Dated:  May 15, 2012
WGL CAPITAL CORP.
   
 
By:
/s/ Warren G. Lichtenstein
   
Warren G. Lichtenstein
Chief Executive Officer


 
STEEL PARTNERS, LTD.
   
 
By:
/s/ Warren G. Lichtenstein
   
Warren G. Lichtenstein
Chief Executive Officer


 
/s/ Warren G. Lichtenstein
 
WARREN G. LICHTENSTEIN
 
 
 
7

 
CUSIP NO. 85814R107
 
SCHEDULE B
 
Interest in Securities of the Issuer by the Persons, Who Are Not Reporting Persons, Listed on Schedule A
 
Name
Number of Units
Beneficially Owned
Percentage
Aggregate Cost
       
Jack L. Howard
2,821,2381
8.8%
$2

 


 
1  Consists of the following: (i) 543,648 Units held directly by Mr. Howard; (ii) 1,519,552 Units owned by The II Trust; (iii) 747,938 Units owned by The III Trust; and (iv) 10,100 Units owned by EMH Howard, LLC (“EMH”).  Mr. Howard is the trustee for The II Trust and The III Trust and is the managing member of EMH.  Mr. Howard may be deemed to have investment and voting power with respect to the Units held by The II Trust, The III Trust and EMH.  Mr.

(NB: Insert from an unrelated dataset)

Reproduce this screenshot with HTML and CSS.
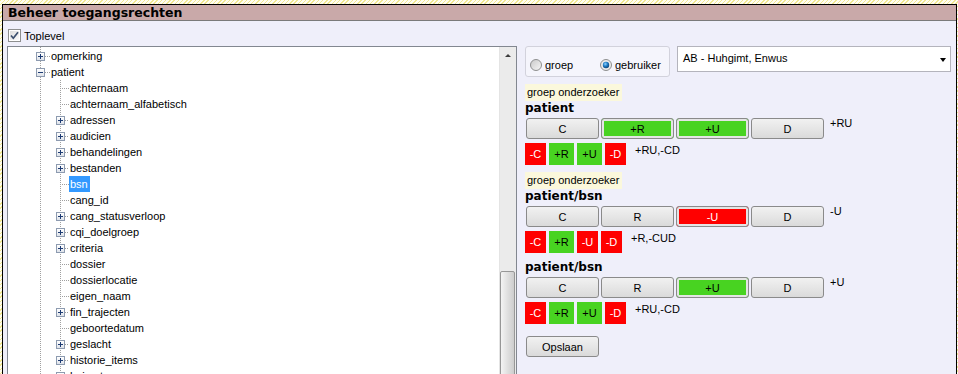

Howard disclaims beneficial ownership of such Units owned by The II Trust, The III Trust and EMH.  Absent banking regulatory approval, voting rights are forfeited with respect to all Units in excess of 9.9%, and such Units may not be voted on any matter and will not be considered to be outstanding when sending notices of a meeting of unitholders (unless otherwise required by law), calculating required votes, determining the presence of a quorum or for other similar purposes.
 
2 The 2,821,238 Units beneficially owned by Jack L. Howard were acquired as follows: (i) with respect to the 543,648 Units owned directly by Mr. Howard, 533,794 Units were received as a distribution from Steel Onshore in connection with the restructuring of such entity and 9,854 Units were received in exchange for 9,854 shares of common stock of a predecessor of the Issuer; (ii) the 2,267,490 Units owned directly by The II Trust and The III Trust were transferred to them following a distribution by Steel Onshore; and (iii) the 10,100 Units owned directly by EMH were received in exchange for 10,100 shares of common stock of a predecessor of the Issuer.